You know it's funny you ask about this whole age thing becos I was just thinking the same thing. Thinking only though becos noone of any age as of late has actually expressed any interest in me at all, but uh that's another uh story for a different uh -- anyway, to be honest, in this "day and age", no cheesey pun was intended, I think there's definitely a real loose view on the whole age appropriate thing. I mean as long as someone is "of age", I think people really just are not as touchy about it anymore. And I think we can thank Hollywood for that one.

Go for it girl. I know I would. If the guy(s) seems genuinely nice and interested in everything about you and not just the perks of being with a younger woman, why not? Who knows one of those "significantly older men" could turn out to be your soulmate :)
I think this sort of question is impossible for anyone but the men you are talking about to answer. Everyone is different.

In my opinion, age is just a number. You will find immature, mature and people you click with in all age categories. In my family, my grandparents, parents, sisters and their husbands have been anywhere from 3 to 10+ years apart.
I've been with a person who was about 6/7 years older than me. Another one was about 3/4 years younger. I don't think there's an 'appropriate age difference' when dating, however I don't tend to date people who are either too old or too young from my age. Simply because of the maturity/mindset and common interest level. My preference, basically.
I was in a LTR with a woman 12 years my senior. I wouldn't do it or recommend it again.

I'd say that somewhere around a five year difference is the max that I would find appropriate as a general rule for everyone -- but everyone is different.

Think about the difference in age this way, when you're 38 and are with a 48 or 52 year old man, would you really want an over the hill man as opposed to one near your age?

Also, a 32 year old being with a 22 year old can have a lot of power of the 22 year old. The years of life experience allow for the 32 year old to easily manipulate and be able to take advantage of the 22 year old without them noticing.
I highly agree with this. I do understand it's about the individual rather than the number, but when a person is vastly older than you (6+ years) there's almost an inherited control the older person gets. If that's your cup of tea though, more power to ya. :)
Age is nothing but a number. I, for one, had always went out with guys older than me. The usual age difference for me would be 6-9 years. The biggest age gap happened when I was 18. When I was 18, I dated a guy 36. Our relationship lasted about two years, and I broke up with him. He was immature, had too many issues, and the attraction was gone. I had more life experience than him and was more intelligent than him. Age doesn't equal wisdom.

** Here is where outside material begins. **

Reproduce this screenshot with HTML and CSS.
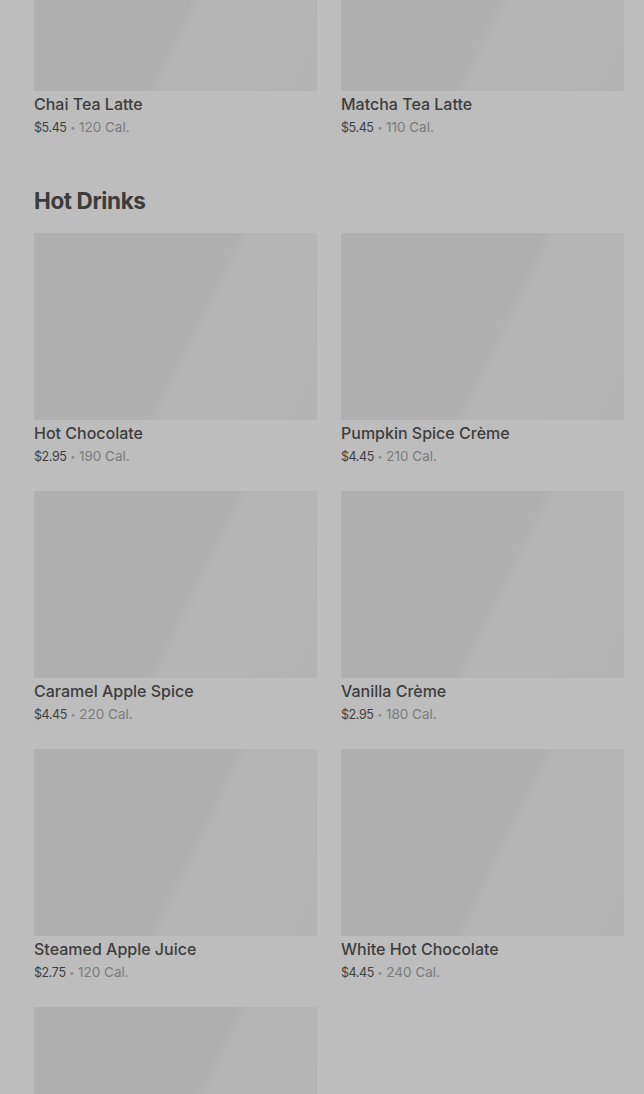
FILE: index.html
```html
<!DOCTYPE html>
<html lang="en">
<head>
    <meta charset="UTF-8">
    <meta name="viewport" content="width=device-width, initial-scale=1.0">
    <title>Menu</title>
    <link rel="stylesheet" href="styles.css">
</head>
<body>

    <main class="menu">

        <!-- Tea Lattes (scrolled past) -->
        <section class="grid">
            <div class="item">
                <div class="thumb"></div>
                <div class="name">Chai Tea Latte</div>
                <div class="meta"><span class="price">$5.45</span> <span class="dot">•</span> <span class="cal">120 Cal.</span></div>
            </div>
            <div class="item">
                <div class="thumb"></div>
                <div class="name">Matcha Tea Latte</div>
                <div class="meta"><span class="price">$5.45</span> <span class="dot">•</span> <span class="cal">110 Cal.</span></div>
            </div>
        </section>

        <!-- Hot Drinks -->
        <h2 class="heading">Hot Drinks</h2>
        <section class="grid">
            <div class="item">
                <div class="thumb"></div>
                <div class="name">Hot Chocolate</div>
                <div class="meta"><span class="price">$2.95</span> <span class="dot">•</span> <span class="cal">190 Cal.</span></div>
            </div>
            <div class="item">
                <div class="thumb"></div>
                <div class="name">Pumpkin Spice Crème</div>
                <div class="meta"><span class="price">$4.45</span> <span class="dot">•</span> <span class="cal">210 Cal.</span></div>
            </div>
            <div class="item">
                <div class="thumb"></div>
                <div class="name">Caramel Apple Spice</div>
                <div class="meta"><span class="price">$4.45</span> <span class="dot">•</span> <span class="cal">220 Cal.</span></div>
            </div>
            <div class="item">
                <div class="thumb"></div>
                <div class="name">Vanilla Crème</div>
                <div class="meta"><span class="price">$2.95</span> <span class="dot">•</span> <span class="cal">180 Cal.</span></div>
            </div>
            <div class="item">
                <div class="thumb"></div>
                <div class="name">Steamed Apple Juice</div>
                <div class="meta"><span class="price">$2.75</span> <span class="dot">•</span> <span class="cal">120 Cal.</span></div>
            </div>
            <div class="item">
                <div class="thumb"></div>
                <div class="name">White Hot Chocolate</div>
                <div class="meta"><span class="price">$4.45</span> <span class="dot">•</span> <span class="cal">240 Cal.</span></div>
            </div>
            <div class="item">
                <div class="thumb"></div>
            </div>
        </section>

    </main>

</body>
</html>
```

FILE: styles.css
```css
body { margin: 0; background: #bdbdbd; font-family: Inter, "Noto Sans", sans-serif; overflow: hidden; height: 1094px; }
.menu { padding: 0 20px 0 34px; margin-top: -96px; }
.grid { display: grid; grid-template-columns: 283px 283px; column-gap: 24px; row-gap: 25px; }
.thumb { height: 187px; background: linear-gradient(116deg, #b0b0b0 0%, #b0b0b0 54%, #b5b5b5 58%, #b5b5b5 76%, #b3b3b3 100%); }
.name { margin-top: 3px; height: 20px; line-height: 20px; font-size: 16px; font-weight: 500; color: #3d3d3d; white-space: nowrap; }
.meta { margin-top: 3px; height: 20px; line-height: 20px; font-size: 13px; color: #3f3f3f; white-space: nowrap; }
.price { font-size: 12.5px; letter-spacing: -0.4px; }
.dot { color: #8a8a8a; font-size: 9px; line-height: 0; vertical-align: 1px; }
.cal { color: #7b7b7b; font-size: 13.5px; }
.heading { margin: 50px 0 18px; line-height: 28px; font-size: 22.5px; font-weight: 700; color: #3b3b3b; letter-spacing: -0.4px; }
```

I'm now 23 almost 24, and dating a guy that is 21.

I wouldn't just turn a guy down based on his age. You could be getting to miss out on a great person.

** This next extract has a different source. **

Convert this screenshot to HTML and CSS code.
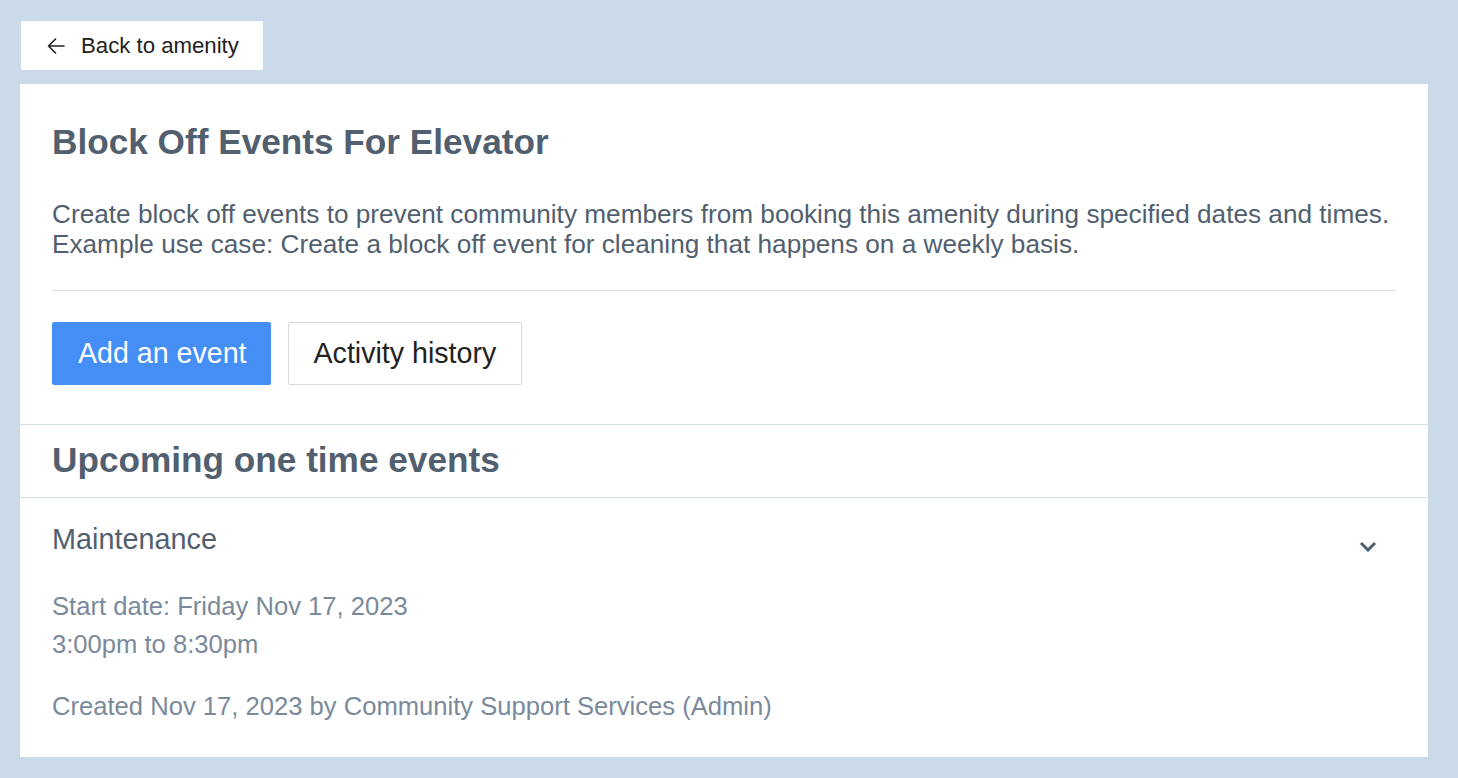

Guys just like girls...of any age.
I think after a certain age, the difference of years between two people becomes less significant. At 22, yes you are young, but presumably you've lived a little, and have experiences, and lessons you've learned that add to your maturity and roundedness as a person. That is something that usually only comes with being an adult and growing older. So, I guess at this point it doesn't matter, what does matter is that you like him, and you have things in common.
I think when you get to your 20s, age is just a number when it comes to dating someone older (I still think people in high school have no business dating someone that much older than themselves).

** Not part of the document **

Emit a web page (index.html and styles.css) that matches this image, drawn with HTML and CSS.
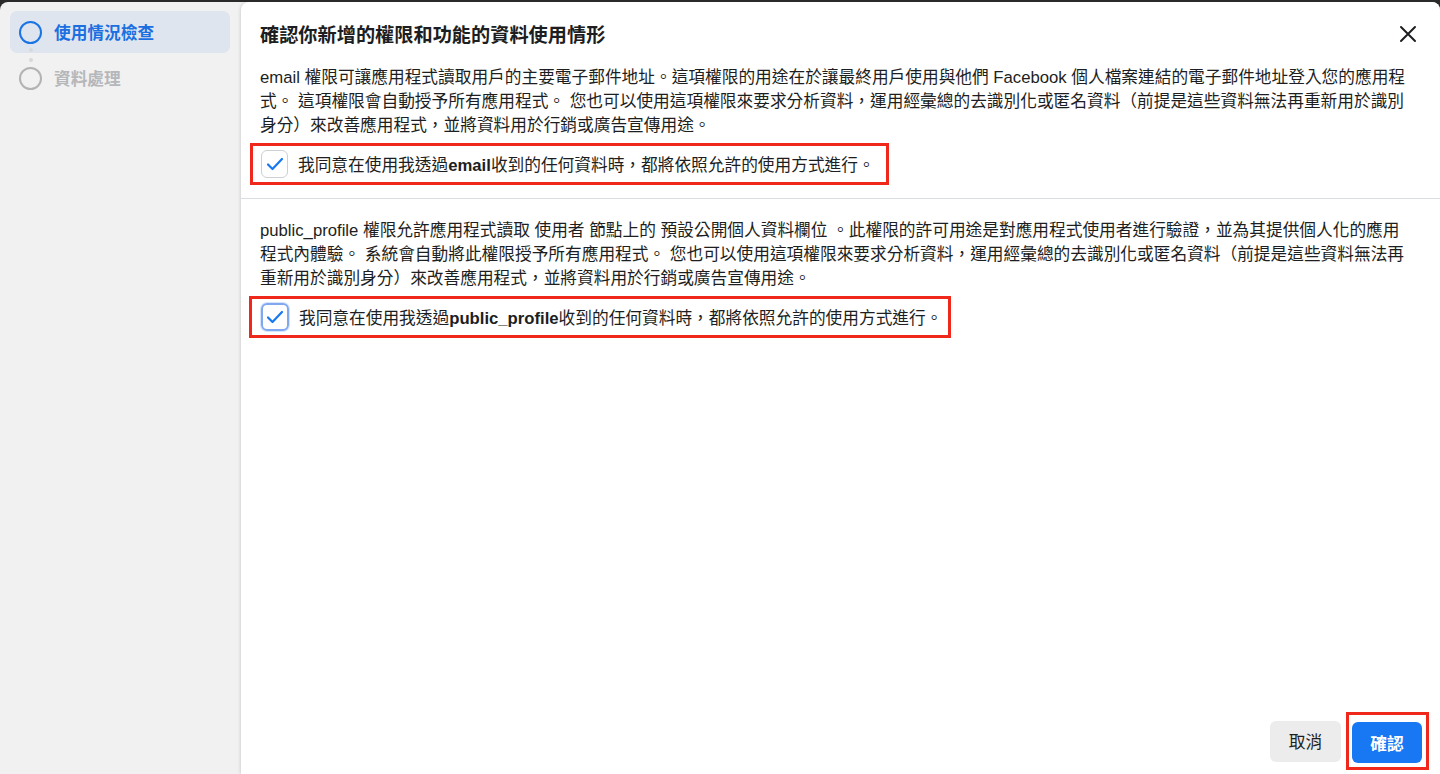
FILE: index.html
```html
<!DOCTYPE html>
<html lang="zh-Hant">
<head>
    <meta charset="UTF-8">
    <meta name="viewport" content="width=device-width, initial-scale=1.0">
    <title>確認資料使用情形</title>
    <link rel="stylesheet" href="styles.css">
</head>
<body>
    <div class="modal">
        <!-- Steps -->
        <div class="sidebar">
            <div class="step active">
                <span class="circle"></span>
                <span class="step-label">使用情況檢查</span>
            </div>
            <div class="connector"><span></span><span></span></div>
            <div class="step">
                <span class="circle"></span>
                <span class="step-label">資料處理</span>
            </div>
        </div>

        <!-- Main panel -->
        <div class="main">
            <div class="header">
                <h1>確認你新增的權限和功能的資料使用情形</h1>
                <button class="close-btn" aria-label="關閉">
                    <svg width="18" height="18" viewBox="0 0 18 18"><path d="M2 2 L16 16 M16 2 L2 16" stroke="#1c1e21" stroke-width="2" stroke-linecap="round"/></svg>
                </button>
            </div>

            <div class="section first">
                <p>email 權限可讓應用程式讀取用戶的主要電子郵件地址。這項權限的用途在於讓最終用戶使用與他們 Facebook 個人檔案連結的電子郵件地址登入您的應用程式。 這項權限會自動授予所有應用程式。 您也可以使用這項權限來要求分析資料，運用經彙總的去識別化或匿名資料（前提是這些資料無法再重新用於識別身分）來改善應用程式，並將資料用於行銷或廣告宣傳用途。</p>
                <label class="agree">
                    <span class="checkbox">
                        <svg width="18" height="14" viewBox="0 0 18 14"><path d="M2 7.5 L6.5 12 L16 2" fill="none" stroke="#1877f2" stroke-width="2.2" stroke-linecap="round" stroke-linejoin="round"/></svg>
                    </span>
                    <span>我同意在使用我透過<b>email</b>收到的任何資料時，都將依照允許的使用方式進行。</span>
                </label>
            </div>

            <div class="section second">
                <p>public_profile 權限允許應用程式讀取 使用者 節點上的 預設公開個人資料欄位 。此權限的許可用途是對應用程式使用者進行驗證，並為其提供個人化的應用程式內體驗。 系統會自動將此權限授予所有應用程式。 您也可以使用這項權限來要求分析資料，運用經彙總的去識別化或匿名資料（前提是這些資料無法再重新用於識別身分）來改善應用程式，並將資料用於行銷或廣告宣傳用途。</p>
                <label class="agree">
                    <span class="checkbox focused">
                        <svg width="18" height="14" viewBox="0 0 18 14"><path d="M2 7.5 L6.5 12 L16 2" fill="none" stroke="#1877f2" stroke-width="2.2" stroke-linecap="round" stroke-linejoin="round"/></svg>
                    </span>
                    <span>我同意在使用我透過<b>public_profile</b>收到的任何資料時，都將依照允許的使用方式進行。</span>
                </label>
            </div>

            <div class="footer">
                <button class="btn cancel">取消</button>
                <span class="highlight"><button class="btn confirm">確認</button></span>
            </div>
        </div>
    </div>
</body>
</html>
```

FILE: styles.css
```css
html, body { margin: 0; padding: 0; height: 100%; }
body { background: #2a2a2a; font-family: "Liberation Sans", "Noto Sans CJK TC", sans-serif; color: #1c1e21; overflow: hidden; }

.modal { display: flex; height: 772px; margin-top: 2px; background: #f1f1f1; border-radius: 8px 8px 0 0; overflow: hidden; }

.sidebar { width: 220px; padding: 9px 10px; flex-shrink: 0; }
.step { display: flex; align-items: center; height: 42px; padding-left: 9px; border-radius: 7px; font-size: 16.7px; font-weight: bold; color: #b5b7ba; }
.step.active { background: #dfe5ee; color: #1b6fe0; }
.circle { width: 19px; height: 19px; border: 2.5px solid #b3b3b3; border-radius: 50%; margin-right: 12px; }
.step.active .circle { border-color: #1b74e4; }
.connector { width: 4px; margin-left: 19px; height: 4px; position: relative; }
.connector span { position: absolute; width: 4px; height: 4px; border-radius: 50%; background: #d6d8dc; }
.connector span:first-child { top: -5px; }
.connector span:last-child { top: 5px; }

.main { flex: 1; background: #fff; display: flex; flex-direction: column; border-radius: 8px 0 0 0; box-shadow: -1px 0 3px rgba(0, 0, 0, 0.12); margin-left: 1px; }

.header { display: flex; align-items: center; justify-content: space-between; height: 64px; padding: 0 20px 0 19px; }
.header h1 { margin: 0; font-size: 19.2px; font-weight: bold; }
.close-btn { background: none; border: none; padding: 0; width: 24px; height: 24px; display: flex; align-items: center; justify-content: center; cursor: pointer; margin-top: -1px; }

.section { padding: 0 28px 0 19px; }
.section p { margin: 0; font-size: 16.7px; line-height: 24px; }
.section.first { padding-bottom: 13px; border-bottom: 1px solid #dadde1; }
.section.second { padding-top: 20px; }

.agree { display: inline-flex; align-items: center; border: 3px solid #f0281c; padding: 4px 11px 4px 8px; font-size: 16.7px; margin: 5px 0 0 -10px; cursor: pointer; }
.section.second .agree { margin-top: 5px; margin-left: -11px; padding-left: 9px; padding-right: 6px; }
.agree b { font-weight: bold; }
.checkbox { width: 25px; height: 26px; border: 1px solid #ccd0d5; border-radius: 6px; display: flex; align-items: center; justify-content: center; margin-right: 10px; box-sizing: content-box; }
.checkbox.focused { border: 2px solid #7fa8ef; width: 24px; height: 24px; box-shadow: 0 0 0 1px #d6e4fb; }

.footer { margin-top: auto; display: flex; justify-content: flex-end; align-items: center; gap: 5px; padding: 0 11px 4px 0; }
.btn { height: 41px; border: none; border-radius: 6px; font-family: inherit; font-size: 16.7px; font-weight: bold; cursor: pointer; }
.cancel { width: 71px; background: #ececec; color: #1c1e21; font-weight: normal; }
.highlight { border: 3px solid #f0281c; padding: 7px 4px 4px 3px; }
.confirm { width: 70px; background: #1877f2; color: #fff; display: block; }
```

I have a handful of friends who married guys 5-10 years older than us and honestly, unless they mentioned the age, I wouldn't have known.

And of course girls tend to mature faster than boys too, so of course we're attracted to older men who seem more "mature" than a lot of the guys our own age. While some of us are thinking about families and such, why date a guy in college who only cares about getting drunk and partying while we could date an older guy who's ready to settle down and has a stable career to provide for a family?

In my early 20s, I actually had a very good friend in WoW who was in his early 40s. We talked A LOT and turns out, he lived and worked in an area of upstate New York where I lived for a few years as a toddler. While he was old enough to be my dad, we had a pretty neat friendship, as we both opened up to each other and were pretty much best friends in game. I'll admit, I had a bit of a crush on him too - he was older, wise, smart and didn't do the stupid things my college boyfriend did - he had priorities. Nothing ever came of it though, he made clear early on that something major happened to him with a past relationship that made him never want to date again, which was fine with me - I just enjoyed our chats and hanging out "in game."

Like others said, only the guys you've dated can answer why they're interested in you - it could be they just think you're a pretty young thing, or it could be because they find you extremely mature for your age and enjoy that aspect. You'd have to ask them to know for sure though.
I really don't think it is fair to assume that, just because a guy is older than you, that he is only interested in you because of your age. My partner is 14 years older than I am, but we are really more attracted to each others mental capabilities and personalities. Our relationship is one of the rare gems that generated so organically that we don't remember when it began. I highly recommend being open to all people regardless of age because you never know who you might connect with.